Etichettare un'opinione, senza andare a fondo, è un esercizio alquanto offensivo. Ma se a dare quest'etichetta sono politici di alto livello o un'informazione potente e allineata, poco avvezza a dare diritto di replica, allora ci si deve preoccupare anche per la democrazia.

Perché mai tutta questa potenza di fuoco utilizzata per sopprimere i legittimi dubbi sul COVID? Le ipotesi sono molte. C'è sicuramente il sospetto di interessi economici dei produttori del vaccino, visto ormai come unica salvezza da questo virus.
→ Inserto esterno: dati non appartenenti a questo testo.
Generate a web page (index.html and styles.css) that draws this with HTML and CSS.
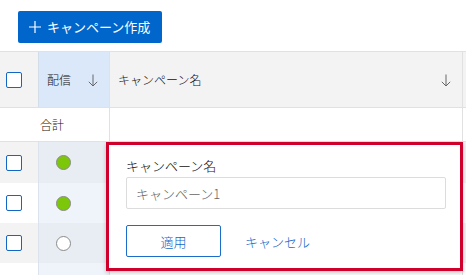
FILE: index.html
```html
<!DOCTYPE html>
<html lang="ja">
<head>
<meta charset="utf-8">
<link rel="stylesheet" href="styles.css">
</head>
<body>
<div class="page">
  <div class="toolbar">
    <button class="create" type="button">
      <svg class="plus" width="12" height="12" viewBox="0 0 12 12"><path d="M6 0V12M0 6H12" stroke="#fff" stroke-width="1.2" fill="none"/></svg>
      <span>キャンペーン作成</span>
    </button>
  </div>
  <div class="table">
    <div class="row head">
      <div class="cell c1"><span class="cb"></span></div>
      <div class="cell c2"><span class="htext">配信</span><svg class="arrow" width="10" height="13" viewBox="0 0 10 13"><path d="M5 0.5V12M0.8 7.8L5 12L9.2 7.8" stroke="#666" stroke-width="1" fill="none"/></svg></div>
      <div class="cell c3"><span class="htext">キャンペーン名</span><svg class="arrow" width="10" height="13" viewBox="0 0 10 13"><path d="M5 0.5V12M0.8 7.8L5 12L9.2 7.8" stroke="#666" stroke-width="1" fill="none"/></svg></div>
      <div class="cell c4"></div>
    </div>
    <div class="row total">
      <div class="cell c12">合計</div>
      <div class="cell c3"></div>
      <div class="cell c4"></div>
    </div>
    <div class="row data odd first">
      <div class="cell c1"><span class="cb"></span></div>
      <div class="cell c2"><span class="dot on"></span></div>
      <div class="cell c3"></div>
      <div class="cell c4"></div>
    </div>
    <div class="row data">
      <div class="cell c1"><span class="cb"></span></div>
      <div class="cell c2"><span class="dot on"></span></div>
      <div class="cell c3"></div>
      <div class="cell c4"></div>
    </div>
    <div class="row data odd">
      <div class="cell c1"><span class="cb"></span></div>
      <div class="cell c2"><span class="dot"></span></div>
      <div class="cell c3"></div>
      <div class="cell c4"></div>
    </div>
    <div class="row data filler">
      <div class="cell c1"></div>
      <div class="cell c2"></div>
      <div class="cell c3"></div>
      <div class="cell c4"></div>
    </div>
    <div class="popup">
      <label class="plabel" for="cname">キャンペーン名</label>
      <input id="cname" class="pinput" type="text" placeholder="キャンペーン1">
      <div class="pactions">
        <button class="apply" type="button">適用</button>
        <button class="cancel" type="button">キャンセル</button>
      </div>
    </div>
  </div>
</div>
</body>
</html>
```

FILE: styles.css
```css
* { box-sizing: border-box; }
html, body { margin: 0; padding: 0; background: #fff; }
body {
  font-family: "Noto Sans CJK JP", "Noto Sans", sans-serif;
  font-weight: 300;
  color: #111;
  width: 466px;
  height: 275px;
  overflow: hidden;
}
.page { padding-top: 11px; }
.toolbar { padding-left: 18px; height: 32px; }
.create {
  display: flex;
  align-items: center;
  gap: 6px;
  height: 32px;
  width: 144px;
  padding: 0 0 0 11px;
  border: none;
  border-radius: 2px;
  background: #0066cc;
  color: #fff;
  font-family: inherit;
  font-weight: 400;
  font-size: 13px;
  line-height: 18px;
}
.create .plus { flex: none; }

.table { position: relative; margin-top: 8px; }
.row {
  display: grid;
  grid-template-columns: 38px 72px 353px 1fr;
}
.cell { display: flex; align-items: center; }
.head {
  height: 57px;
  background: #f3f3f3;
  border-top: 1px solid #e1e1e1;
  border-bottom: 1px solid #e1e1e1;
  font-size: 12px;
}
.head .c2 {
  background: #dbe8f9;
  border-left: 1px solid #d3dde9;
  border-right: 1px solid #e1e1e1;
  padding-left: 8px;
  justify-content: space-between;
  padding-right: 11px;
}
.head .c3 {
  border-right: 1px solid #e1e1e1;
  padding-left: 8px;
  padding-right: 11px;
  justify-content: space-between;
}
.arrow { flex: none; margin-top: 1px; }
.c1 { justify-content: flex-start; padding-left: 6px; }
.cb {
  display: block;
  width: 16px;
  height: 16px;
  border: 1px solid #1266c4;
  border-radius: 2px;
  background: #fff;
}
.total {
  height: 34px;
  border-bottom: 1px solid #e1e1e1;
  font-size: 12px;
  background: #fff;
}
.total .c12 {
  grid-column: 1 / span 2;
  padding-left: 40px;
  border-right: 1px solid #e1e1e1;
}
.total .c3 { border-right: 1px solid #e1e1e1; }
.data { height: 40px; background: #fff; }
.data.first { height: 41px; }
.data.odd { background: #f3f3f3; }
.data .c2 {
  background: #eff4fb;
  border-left: 1px solid #dde3ec;
  border-right: 1px solid #e1e1e1;
  padding-left: 17px;
}
.data.odd .c2 { background: #e8edf4; }
.data .c3 { border-right: 1px solid #e1e1e1; }
.filler { height: 20px; }
.dot {
  display: block;
  width: 15px;
  height: 15px;
  border-radius: 50%;
  border: 1px solid #8a8a8a;
  background: #fff;
}
.dot.on { background: #7cc70a; }

.popup {
  position: absolute;
  left: 106px;
  top: 91px;
  width: 357px;
  height: 129px;
  border: 3px solid #d0002c;
  background: #fff;
  box-shadow: 0 2px 4px rgba(0, 0, 0, 0.22);
  padding: 12px 14px 0 17px;
  display: flex;
  flex-direction: column;
}
.plabel {
  font-size: 13px;
  line-height: 18px;
  color: #111;
  margin-bottom: 2px;
}
.pinput {
  height: 32px;
  width: 320px;
  border: 1px solid #dcdcdc;
  border-radius: 2px;
  padding: 0 9px;
  font-family: inherit;
  font-weight: 300;
  font-size: 13px;
  color: #333;
  outline: none;
}
.pinput::placeholder { color: #666; }
.pactions {
  display: flex;
  align-items: center;
  gap: 24px;
  margin-top: 16px;
}
.apply {
  width: 95px;
  height: 32px;
  border: 1px solid #1a6ec9;
  border-radius: 2px;
  background: #fff;
  color: #1367c4;
  font-family: inherit;
  font-weight: 300;
  font-size: 13px;
  padding: 0;
}
.cancel {
  border: none;
  background: none;
  padding: 0;
  color: #1367c4;
  font-family: inherit;
  font-weight: 300;
  font-size: 13px;
}
```
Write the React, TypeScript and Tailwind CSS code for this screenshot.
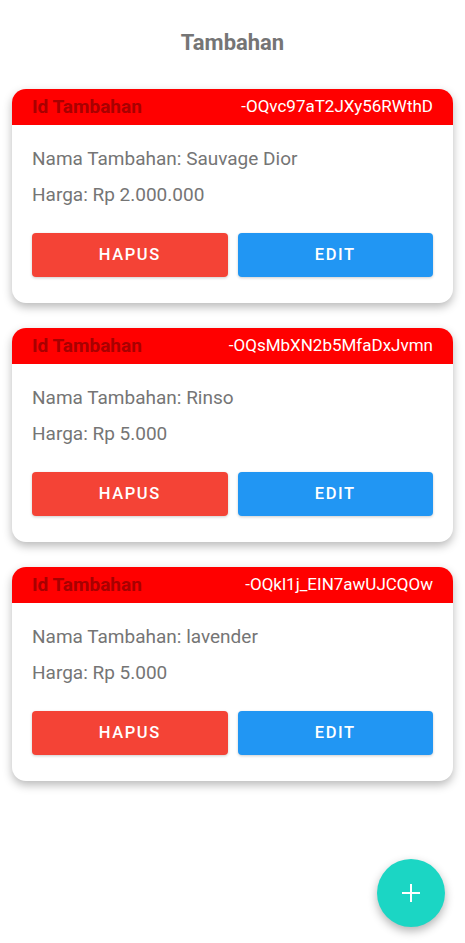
import React from "react";

const items = [
  { id: "-OQvc97aT2JXy56RWthD", name: "Sauvage Dior", price: "Rp 2.000.000" },
  { id: "-OQsMbXN2b5MfaDxJvmn", name: "Rinso", price: "Rp 5.000" },
  { id: "-OQkl1j_EIN7awUJCQOw", name: "lavender", price: "Rp 5.000" },
];

export default function App() {
  return (
    <div className="relative w-[465px] h-[943px] bg-white overflow-hidden" style={{ fontFamily: "Roboto, 'Noto Sans', sans-serif" }}>
      <div className="pt-[28px] h-[89px] text-center text-[22px] leading-[30px] font-bold text-[#757575]">Tambahan</div>
      <div className="flex flex-col gap-[25px] px-[12px]">
        {items.map((it) => (
          <div key={it.id} className="rounded-[14px] bg-white shadow-[0_4px_10px_rgba(0,0,0,0.28)] overflow-hidden">
            <div className="h-[36px] bg-[#ff0000] flex items-center justify-between pl-[20px] pr-[20px]">
              <span className="text-[19px] font-bold text-[#a80000]">Id Tambahan</span>
              <span className="text-[17px] text-white">{it.id}</span>
            </div>
            <div className="px-[20px] pt-[22px] pb-[26px]">
              <div className="text-[19px] leading-[24px] text-[#757575]">Nama Tambahan: {it.name}</div>
              <div className="mt-[12px] text-[19px] leading-[24px] text-[#757575]">Harga: {it.price}</div>
              <div className="mt-[26px] flex gap-[10px]">
                <button className="flex-1 h-[44px] rounded-[4px] bg-[#f44336] text-white text-[16.5px] font-medium tracking-[1.6px] shadow-[0_1px_3px_rgba(0,0,0,0.2)]">HAPUS</button>
                <button className="flex-1 h-[44px] rounded-[4px] bg-[#2196f3] text-white text-[16.5px] font-medium tracking-[1.6px] shadow-[0_1px_3px_rgba(0,0,0,0.2)]">EDIT</button>
              </div>
            </div>
          </div>
        ))}
      </div>
      <button className="absolute left-[377px] top-[859px] w-[68px] h-[68px] rounded-full bg-[#1bd6c4] shadow-[0_4px_10px_rgba(0,0,0,0.3)] flex items-center justify-center">
        <svg width="20" height="20" viewBox="0 0 20 20"><path d="M10 1v18M1 10h18" stroke="white" strokeWidth="2" /></svg>
      </button>
    </div>
  );
}
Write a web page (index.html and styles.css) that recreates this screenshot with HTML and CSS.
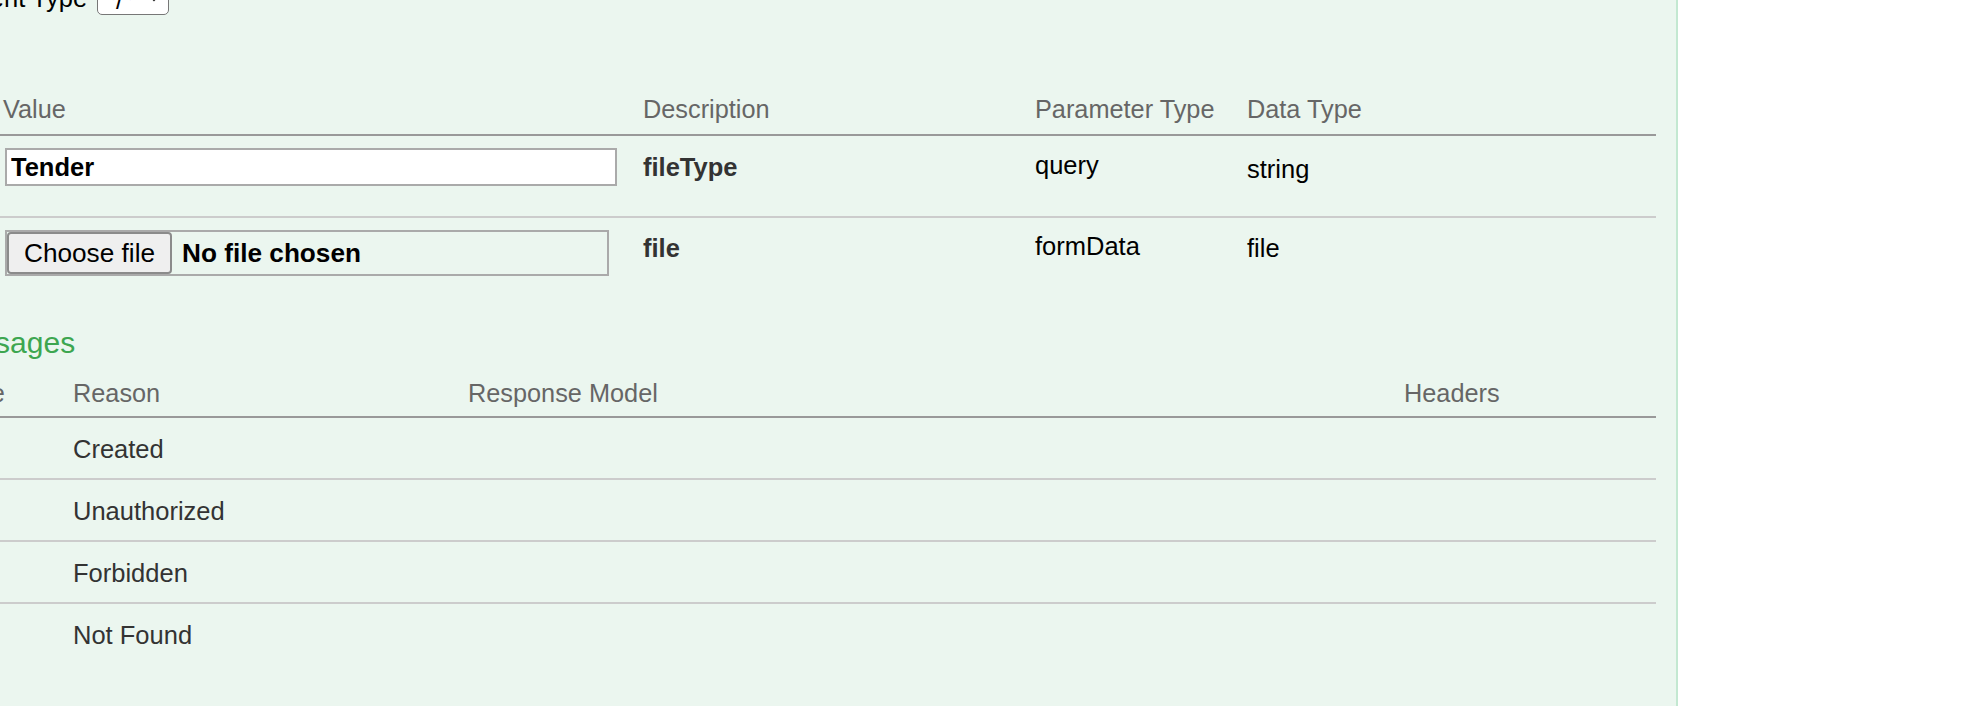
FILE: index.html
```html
<!DOCTYPE html>
<html lang="en">
<head>
<meta charset="utf-8">
<title>Swagger operation</title>
<link rel="stylesheet" href="styles.css">
</head>
<body>
<div class="panel">
  <div class="ct">
    <label class="ct-label">Response Content Type</label>
    <span class="select"><span class="select-val">*/*</span><svg class="chev" width="12" height="8" viewBox="0 0 12 8"><polyline points="1,1 6,6 11,1" fill="none" stroke="#222" stroke-width="2"/></svg></span>
  </div>

  <h4 class="sec-h">Parameters</h4>
  <table class="params">
    <colgroup>
      <col class="p-c1"><col class="p-c2"><col class="p-c3"><col class="p-c4"><col>
    </colgroup>
    <thead>
      <tr><th>Parameter</th><th>Value</th><th>Description</th><th>Parameter Type</th><th>Data Type</th></tr>
    </thead>
    <tbody>
      <tr class="r1">
        <td class="name">fileType</td>
        <td class="val"><input class="text-input" type="text" value="Tender"></td>
        <td class="desc">fileType</td>
        <td class="ptype">query</td>
        <td class="dtype">string</td>
      </tr>
      <tr class="r2">
        <td class="name">file</td>
        <td class="val"><div class="file-input"><span class="file-btn">Choose file</span><span class="file-name">No file chosen</span></div></td>
        <td class="desc">file</td>
        <td class="ptype">formData</td>
        <td class="dtype">file</td>
      </tr>
    </tbody>
  </table>

  <h4 class="sec-h resp-h">Response Messages</h4>
  <table class="resp">
    <colgroup>
      <col class="r-c1"><col class="r-c2"><col class="r-c3"><col>
    </colgroup>
    <thead>
      <tr><th>HTTP Status Code</th><th>Reason</th><th>Response Model</th><th>Headers</th></tr>
    </thead>
    <tbody>
      <tr><td>201</td><td>Created</td><td></td><td></td></tr>
      <tr><td>401</td><td>Unauthorized</td><td></td><td></td></tr>
      <tr><td>403</td><td>Forbidden</td><td></td><td></td></tr>
      <tr><td>404</td><td>Not Found</td><td></td><td></td></tr>
    </tbody>
  </table>
</div>
</body>
</html>
```
FILE: styles.css
```css
html, body {
  margin: 0;
  padding: 0;
  background: #ffffff;
}
body {
  font-family: "Liberation Sans", Arial, Helvetica, sans-serif;
  overflow: hidden;
}
.panel {
  box-sizing: border-box;
  width: 1905px;
  margin: -30px 0 0 -227px;
  padding: 0 20px 42px;
  background: #ebf6ef;
  border-right: 2px solid #c3e8d1;
}

/* content type row */
.ct {
  display: flex;
  align-items: flex-end;
  gap: 10px;
  height: 45px;
  padding-left: 21px;
}
.ct-label {
  font-size: 25.5px;
  line-height: 20px;
  color: #000;
  margin-bottom: 7px;
}
.select {
  box-sizing: border-box;
  width: 72px;
  height: 45px;
  display: flex;
  align-items: flex-end;
  justify-content: space-between;
  padding: 0 8px 4px;
  border: 1.5px solid #777;
  border-radius: 5px;
  background: #fff;
  font-size: 25.5px;
  line-height: 20px;
  color: #000;
}
.chev {
  margin-bottom: 8px;
}

/* headings */
.sec-h {
  font-size: 30px;
  line-height: 36px;
  font-weight: normal;
  color: #3da650;
  margin: 20px 0 23px;
}
.resp-h {
  margin: 19px 0 17px 2px;
}

/* tables */
table {
  width: 100%;
  border-collapse: separate;
  border-spacing: 0;
  table-layout: fixed;
}
.p-c1 { width: 210px; }
.p-c2 { width: 640px; }
.p-c3 { width: 392px; }
.p-c4 { width: 212px; }
.r-c1 { width: 280px; }
.r-c2 { width: 395px; }
.r-c3 { width: 936px; }

th {
  text-align: left;
  font-weight: normal;
  color: #666;
  font-size: 25.3px;
  line-height: 30px;
  padding: 0 0 10px;
  border-bottom: 2px solid #999;
  white-space: nowrap;
}
.resp th {
  padding-bottom: 8px;
}
td {
  vertical-align: top;
  font-size: 25.5px;
  line-height: 36px;
  padding: 0;
  white-space: nowrap;
}
tbody tr + tr td {
  border-top: 2px solid #ccc;
}

/* parameter rows */
.params .val {
  padding: 12px 0 30px;
}
.params .name,
.params .desc {
  font-weight: bold;
  color: #333;
  padding-top: 12px;
}
.params .r1 .desc { padding-top: 13px; }
.params .ptype {
  color: #000;
  padding-top: 10px;
}
.params .r1 .ptype { padding-top: 10.5px; }
.params .dtype {
  color: #000;
  padding-top: 12px;
}
.params .r1 .dtype { padding-top: 14.5px; }

.text-input {
  display: block;
  box-sizing: border-box;
  width: 612px;
  height: 38px;
  margin: 0 0 0 2px;
  padding: 0 4px;
  border: 2px solid #aaa;
  border-radius: 0;
  background: #fff;
  font-family: "Liberation Sans", Arial, Helvetica, sans-serif;
  font-weight: bold;
  font-size: 25.5px;
  color: #000;
  outline: none;
}
.file-input {
  display: flex;
  align-items: stretch;
  gap: 10px;
  box-sizing: border-box;
  width: 604px;
  height: 46px;
  margin-left: 2px;
  border: 2px solid #aaa;
}
.file-btn {
  display: flex;
  align-items: center;
  box-sizing: border-box;
  padding: 0 15px;
  border: 2px solid #8b8b8b;
  border-radius: 4px;
  background: #efefef;
  font-size: 26.2px;
  line-height: 30px;
  color: #000;
}
.file-name {
  align-self: center;
  font-weight: bold;
  font-size: 26.2px;
  line-height: 30px;
  color: #000;
}

/* response rows */
.resp td {
  padding: 12.5px 0 11.5px;
  color: #333;
}
```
C'è l'ansia dei politici al potere di giutificare sé stessi nell'aver dato ascolto a quella parte di scienza molto prudente (o molto vicina ai produttori dei vaccini di cui sopra).

C'è pure la sottile ebbrezza che dà il potere, una volta conquistato, e la desolazione di vederselo sfuggire una volta superata l'emergenza. Ricordiamo tutti che Conte, prima del virus, era dato per spacciato nei sondaggi, alle prese con una maggioranza debole e divisa, e con un'opposizione gagliarda e cafona. Oggi sembra il re del mondo.

Ma il motivo più irritante è lo sdoganamento dell'uso dell'informazione con un intento educativo. Sembra un fatto assodato che un'affermazione non debba essere valutata a seconda che sia vera o falsa, ma per l'effetto che ha sulle persone. Non è importante la verità, ma la possibile conseguenza della notizia. Meglio dire il falso, piuttosto che dare speranze fallaci o istigare comportamenti disdicevoli.

È inutile spiegare quanto sia pericoloso un atteggiamento simile, che permetterebbe di giustificare qualunque menzogna, per un qualunque motivo di interesse pubblico. Mai come ora, in un momento politico assai fluido e instabile, è importante rimanere aggrappati all'onestà intellettuale e alla verità.

Cari amici al potere: permetteteci di dubitare e dissentire. E non chiamateci negazionisti. Non ne avete il diritto.